ASC Shipbuilding announces Hunter contracts for three Australian companies


BAE Systems Australia’s shipbuilding business, ASC, has placed orders for three feasibility studies examining more opportunities for Australia’s local industry to participate in the build phase of the first three Hunter Class frigates.

The studies will be conducted by Queensland-based Craig International Ballistics, Adelaide-based REDARC Defence Systems, and West Australian based propeller manufacturer Veem, to determine whether they can form part of the supply chain for the build phase of the first batch of frigates.

The three companies were engaged by ASC Shipbuilding, prime contractor for the Hunter Class Program, to come up with an Australian solution for ship bridge windows and armour protection (Craig International Ballistics), an Australian solution to LED lighting (REDARC), and to examine security requirements for local propeller manufacture in Australia (Veem).

Defence Minister Linda Reynolds said ASC Shipbuilding has committed to achieving 58% Australian Industry Content over the life of the acquisition contract.

“We are on track to begin the prototyping phase of the Hunter Class Program at the end of this year, which is why it’s vital we continue to form new partnerships with Australian industry as we look ahead to the build phase,” Minister Reynolds continued.

“These feasibility studies announced today build on a feasibility study already underway into locally manufactured main reduction gearboxes for future Hunter batches.”

Defence Industry Minister Melissa Price said the study findings, which are expected to conclude by the end of this year, would highlight new opportunities in the design, manufacture, testing and installation of equipment on the Hunter Class frigates.

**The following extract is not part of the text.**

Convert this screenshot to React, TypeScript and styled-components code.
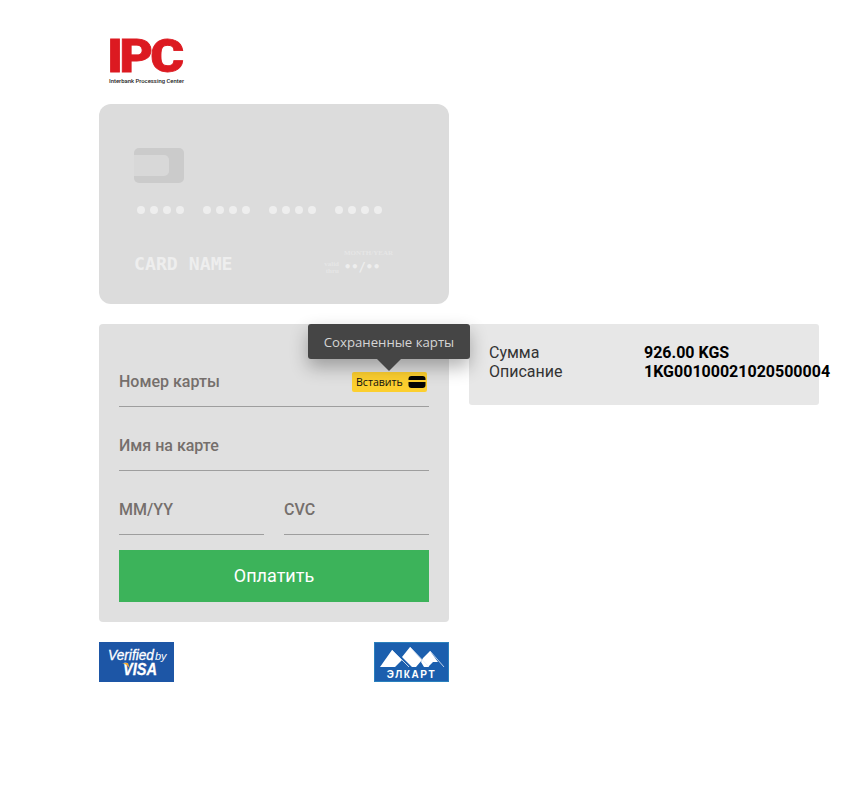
import React from "react";
import styled, { createGlobalStyle } from "styled-components";

const Global = createGlobalStyle`
  html, body { margin: 0; padding: 0; background: #fff; }
  body { font-family: Roboto, "Noto Sans", sans-serif; }
  * { box-sizing: border-box; }
`;

const Page = styled.div`
  width: 848px;
  height: 799px;
  padding: 26px 0 0 99px;
  overflow: hidden;
`;
const LogoRow = styled.div`
  height: 78px;
  padding-left: 6px;
  svg { display: block; }
`;
const Columns = styled.div`
  display: flex;
  align-items: flex-start;
  gap: 20px;
`;
const LeftColumn = styled.div`
  width: 350px;
  flex: none;
`;
const CardPreview = styled.div`
  width: 350px;
  height: 200px;
  background: #dcdcdc;
  border-radius: 12px;
  padding: 44px 35px 0;
  margin-bottom: 20px;
`;
const Chip = styled.div`
  width: 50px;
  height: 35px;
  background: #cbcbcb;
  border-radius: 5px;
  padding-top: 7px;
`;
const ChipInner = styled.div`
  width: 35px;
  height: 21px;
  background: #d8d8d8;
  border-radius: 0 5px 5px 0;
`;
const DotsRow = styled.div`
  display: flex;
  gap: 19px;
  margin: 23px 0 0 2.5px;
`;
const DotGroup = styled.div`
  display: flex;
  gap: 5px;
`;
const Dot = styled.span`
  width: 8px;
  height: 8px;
  border-radius: 50%;
  background: #eeeeee;
`;
const CardBottom = styled.div`
  display: flex;
  justify-content: space-between;
  align-items: flex-start;
  margin-top: 32px;
`;
const CardName = styled.div`
  font-family: "DejaVu Sans Mono", monospace;
  font-size: 18.2px;
  font-weight: 700;
  line-height: 24px;
  margin-top: 6px;
  color: #eeeeee;
`;
const Expiry = styled.div`
  width: 70px;
  margin: 3px 20px 0 0;
  display: grid;
  grid-template-columns: 15px 1fr;
  column-gap: 5px;
  font-family: "Liberation Serif", serif;
  color: #e6e6e6;
`;
const MonthYear = styled.div`
  grid-column: 2;
  font-size: 7px;
  line-height: 8px;
  font-weight: 700;
  white-space: nowrap;
`;
const Valid = styled.div`
  font-size: 7px;
  line-height: 7px;
  font-weight: 700;
  text-align: right;
  margin-top: 4px;
`;
const ExpiryValue = styled.div`
  font-family: "DejaVu Sans Mono", monospace;
  font-size: 12px;
  line-height: 16px;
  margin-top: 2px;
  white-space: nowrap;
  color: #eeeeee;
  font-weight: 700;
`;
const Form = styled.div`
  position: relative;
  height: 298px;
  background: #e0e0e0;
  border-radius: 4px;
  padding: 19px 20px 0;
`;
const Field = styled.div<{ $grow?: boolean }>`
  position: relative;
  height: 64px;
  border-bottom: 1px solid #9e9e9e;
  display: flex;
  align-items: flex-end;
  padding-bottom: 15px;
  font-size: 16px;
  line-height: 19px;
  font-weight: 500;
  color: #756f6c;
  flex: ${(p) => (p.$grow ? "1" : "none")};
`;
const SplitRow = styled.div`
  display: flex;
  gap: 20px;
`;
const PayButton = styled.div`
  margin-top: 15px;
  height: 52px;
  background: #3cb35a;
  color: #fff;
  font-size: 18px;
  padding-bottom: 2px;
  display: flex;
  align-items: center;
  justify-content: center;
`;
const InsertBadge = styled.div`
  position: absolute;
  right: 2px;
  top: 29px;
  width: 75px;
  height: 20px;
  background: #fccf2f;
  border-radius: 2px;
  display: flex;
  align-items: center;
  justify-content: space-between;
  padding: 0 1px 0 4px;
  font-family: "Open Sans", sans-serif;
  font-size: 10.6px;
  font-weight: 400;
  color: #111;
  svg { display: block; }
`;
const Tooltip = styled.div`
  position: absolute;
  left: 209px;
  top: 0;
  width: 162px;
  height: 35px;
  background: #454545;
  border-radius: 3px;
  color: #d5d5d5;
  font-family: "Open Sans", sans-serif;
  font-size: 13.2px;
  display: flex;
  align-items: center;
  justify-content: center;
  box-shadow: 0 8px 18px rgba(0, 0, 0, 0.3);
  z-index: 2;
  &::after {
    content: "";
    position: absolute;
    left: 69px;
    top: 35px;
    border-left: 12px solid transparent;
    border-right: 12px solid transparent;
    border-top: 12px solid #454545;
  }
`;
const Logos = styled.div`
  display: flex;
  justify-content: space-between;
  margin-top: 20px;
  svg { display: block; }
`;
const Summary = styled.div`
  width: 350px;
  height: 81px;
  margin-top: 220px;
  background: #e7e7e7;
  border-radius: 3px;
  padding: 19px 20px 0;
`;
const SummaryRow = styled.div`
  display: grid;
  grid-template-columns: 155px 1fr;
  font-size: 16px;
  line-height: 19px;
  color: #333;
  white-space: nowrap;
`;
const SummaryValue = styled.span`
  font-weight: 700;
  color: #000;
`;

const IpcLogo = () => (
  <svg width="88" height="62" viewBox="0 0 88 62">
    <text transform="scale(1.12 1)" x="2 12.9 40.5" y="46" fontFamily="Roboto, sans-serif" fontWeight="900" fontSize="46" fill="#dc1a21" stroke="#dc1a21" strokeWidth="0.8">IPC</text>
    <text x="4" y="56.5" fontFamily="Roboto, sans-serif" fontWeight="500" fontSize="5.6" fill="#222" textLength="75" lengthAdjust="spacingAndGlyphs">Interbank Processing Center</text>
  </svg>
);

const VisaLogo = () => (
  <svg width="75" height="40" viewBox="0 0 75 40">
    <rect width="75" height="40" fill="#1d56a6" />
    <text x="9" y="18" fontFamily="Liberation Sans, sans-serif" fontStyle="italic" fontSize="14" fill="#fff" stroke="#fff" strokeWidth="0.3" textLength="46" lengthAdjust="spacingAndGlyphs">Verified</text>
    <text x="56" y="18" fontFamily="Liberation Sans, sans-serif" fontStyle="italic" fontSize="11" fill="#fff">by</text>
    <text x="24" y="33" fontFamily="Liberation Sans, sans-serif" fontStyle="italic" fontWeight="700" fontSize="17" fill="#fff" stroke="#fff" strokeWidth="0.3" textLength="34" lengthAdjust="spacingAndGlyphs">VISA</text>
    <path d="M23 21 L29 21 L31 27 Q28 22 23 21Z" fill="#f3a82f" />
  </svg>
);

const ElcartLogo = () => (
  <svg width="75" height="40" viewBox="0 0 75 40">
    <rect width="75" height="40" fill="#2a80bd" />
    <rect x="1" y="1" width="73" height="38" fill="#1b5fae" />
    <path d="M6 25 L18 8 L28 18 L21 25Z M28 15 L36 5 L48 18 L42 25 L38 25 L28 15Z M49 16 L56 9 L64 20 L59 20 L54 25 L50 25 L47 20Z" fill="#fff" />
    <path d="M18 8 L35 25 M36 5 L55 25 M56 9 L70 25" stroke="#e6eef8" strokeWidth="0.8" fill="none" />
    <text x="37.5" y="36" textAnchor="middle" fontFamily="Liberation Sans, sans-serif" fontWeight="700" fontSize="10" letterSpacing="1.6" fill="#fff">ЭЛКАРТ</text>
  </svg>
);

const CardIcon = () => (
  <svg width="18" height="14" viewBox="0 0 18 14">
    <rect x="0.5" y="1" width="17" height="12" rx="3" fill="#050505" />
    <rect x="0" y="5" width="18" height="2" fill="#fccf2f" />
  </svg>
);

const groups = [0, 1, 2, 3];
const dots = [0, 1, 2, 3];

export default function App() {
  return (
    <>
      <Global />
      <Page>
        <LogoRow>
          <IpcLogo />
        </LogoRow>
        <Columns>
          <LeftColumn>
            <CardPreview>
              <Chip>
                <ChipInner />
              </Chip>
              <DotsRow>
                {groups.map((g) => (
                  <DotGroup key={g}>
                    {dots.map((d) => (
                      <Dot key={d} />
                    ))}
                  </DotGroup>
                ))}
              </DotsRow>
              <CardBottom>
                <CardName>CARD NAME</CardName>
                <Expiry>
                  <MonthYear>MONTH/YEAR</MonthYear>
                  <Valid>valid<br />thru</Valid>
                  <ExpiryValue>••/••</ExpiryValue>
                </Expiry>
              </CardBottom>
            </CardPreview>
            <Form>
              <Tooltip>Сохраненные карты</Tooltip>
              <Field>
                Номер карты
                <InsertBadge>
                  Вставить
                  <CardIcon />
                </InsertBadge>
              </Field>
              <Field>Имя на карте</Field>
              <SplitRow>
                <Field $grow>MM/YY</Field>
                <Field $grow>CVC</Field>
              </SplitRow>
              <PayButton>Оплатить</PayButton>
            </Form>
            <Logos>
              <VisaLogo />
              <ElcartLogo />
            </Logos>
          </LeftColumn>
          <Summary>
            <SummaryRow>
              <span>Сумма</span>
              <SummaryValue>926.00 KGS</SummaryValue>
            </SummaryRow>
            <SummaryRow>
              <span>Описание</span>
              <SummaryValue>1KG00100021020500004</SummaryValue>
            </SummaryRow>
          </Summary>
        </Columns>
      </Page>
    </>
  );
}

“These feasibility studies ensure Australian companies are given every chance to contribute not only to the Hunter Class build, but to our continuous Naval Shipbuilding endeavor more broadly,” Minister Price said.

ASC Shipbuilding Managing Director Craig Lockhart said:

“With a 30-year life-span, the building of nine submarine hunting warships provides an enormous opportunity for the nation to advance our sovereign shipbuilding capability and create long-term prospects for Australian industry.

“I have absolute confidence in Australian industry to bring ingenuity and innovation to the Hunter program, while at the same time providing valuable employment opportunities in the nation’s advanced manufacturing sector at a time when we’ve never needed it more.”